Controlling nodal displacement of pantographic structures using matrix condensation and interior-point optimization: A numerical and experimental study

Abstract

This study presents an innovative approach for the precise control of nodal displacements in pantographic structures. The method is founded on the Matrix Condensation of Force Method, seamlessly integrated with an Interior Point Optimization algorithm. This combination offers a unique advantage by allowing users to manipulate displaced nodes within a defined coordination domain. Furthermore, this approach introduces the Interior Point Optimization algorithm as an indispensable tool to eliminate inactive turnbuckles and minimize overall actuation requirements.

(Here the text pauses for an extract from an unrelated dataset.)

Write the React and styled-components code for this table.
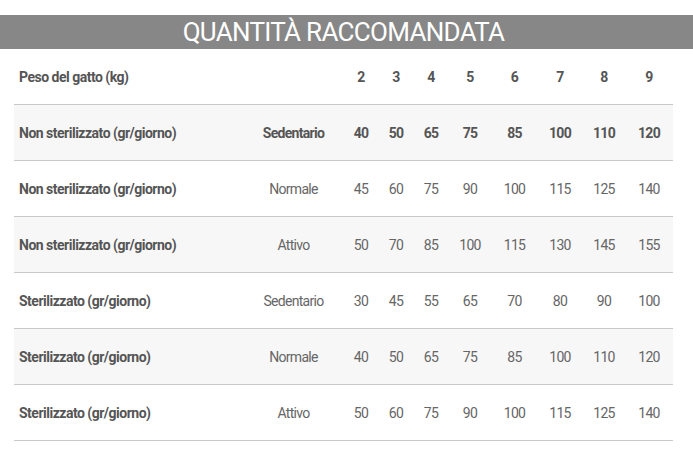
import React from 'react'
import styled, { createGlobalStyle } from 'styled-components'

const GlobalStyle = createGlobalStyle`
  body {
    margin: 0;
    background: #fff;
    font-family: Roboto, 'Liberation Sans', sans-serif;
  }
`

const weights = [2, 3, 4, 5, 6, 7, 8, 9]

const rows = [
  { label: 'Non sterilizzato (gr/giorno)', activity: 'Sedentario', values: [40, 50, 65, 75, 85, 100, 110, 120], strong: true },
  { label: 'Non sterilizzato (gr/giorno)', activity: 'Normale', values: [45, 60, 75, 90, 100, 115, 125, 140] },
  { label: 'Non sterilizzato (gr/giorno)', activity: 'Attivo', values: [50, 70, 85, 100, 115, 130, 145, 155] },
  { label: 'Sterilizzato (gr/giorno)', activity: 'Sedentario', values: [30, 45, 55, 65, 70, 80, 90, 100] },
  { label: 'Sterilizzato (gr/giorno)', activity: 'Normale', values: [40, 50, 65, 75, 85, 100, 110, 120] },
  { label: 'Sterilizzato (gr/giorno)', activity: 'Attivo', values: [50, 60, 75, 90, 100, 115, 125, 140] },
]

const App = () => {
  return (
    <Page>
      <GlobalStyle />
      <TitleBar>
        <h1>QUANTITÀ RACCOMANDATA</h1>
      </TitleBar>

      <Table>
        <HeadRow>
          <Label>Peso del gatto (kg)</Label>
          <Cell />
          {weights.map((w) => (
            <Cell key={w} $bold>
              {w}
            </Cell>
          ))}
        </HeadRow>

        {rows.map((row, i) => (
          <Row key={i} $striped={i % 2 === 0}>
            <Label>{row.label}</Label>
            <Cell $bold={row.strong}>{row.activity}</Cell>
            {row.values.map((v, j) => (
              <Cell key={j} $bold={row.strong}>
                {v}
              </Cell>
            ))}
          </Row>
        ))}
      </Table>
    </Page>
  )
}

const Page = styled.div`
  padding-top: 15px;
  width: 693px;
`

const TitleBar = styled.div`
  height: 34px;
  background: #878787;
  display: flex;
  align-items: center;
  justify-content: center;

  h1 {
    margin: 0;
    color: #fff;
    font-size: 26px;
    font-weight: 400;
    letter-spacing: -0.7px;
    line-height: 34px;
    transform: translateX(-3px);
  }
`

const Table = styled.div`
  margin: 0 20px 0 14px;
`

const columns = '230px 99px 36px 34px 36px 42px 47px 44px 44px 46px'

const HeadRow = styled.div`
  display: grid;
  grid-template-columns: ${columns};
  align-items: center;
  height: 55px;
  border-bottom: 1.5px solid #c9c9c9;
`

const Row = styled(HeadRow)`
  background: ${(p) => (p.$striped ? '#f7f7f7' : '#fff')};
`

const Label = styled.div`
  padding-left: 5px;
  font-size: 14px;
  font-weight: 700;
  letter-spacing: -0.5px;
  color: #555;
  white-space: nowrap;
`

const Cell = styled.div`
  text-align: center;
  font-size: 14px;
  font-weight: ${(p) => (p.$bold ? 700 : 400)};
  letter-spacing: -0.7px;
  color: ${(p) => (p.$bold ? '#555' : '#666')};
  white-space: nowrap;
`

export default App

Traditional control methods typically demand a substantial number of turnbuckles and extensive actuation efforts to attain the desired nodal coordinates. The interconnected nature of node movements, wherein changes in one node affect others, adds complexity to determining the impact of bar length alterations on each node. To address this challenge, precisely control power of the Interior Point Optimization algorithm systematically explores numerous scenarios to identify solutions that minimize both actuation and turnbuckle usage. The current technique's effectiveness is validated through rigorous comparisons with established methods, experimental modeling, and rigorous testing using SAP 2000 software. Notably, the current approach yields remarkable results, requiring a staggering 60% less actuation and reducing the reliance on turnbuckles by up to 40% compared to previous methods. This innovation promises to significantly enhance the efficiency and cost-effectiveness of controlling pantographic structures, marking a substantial advancement in this field.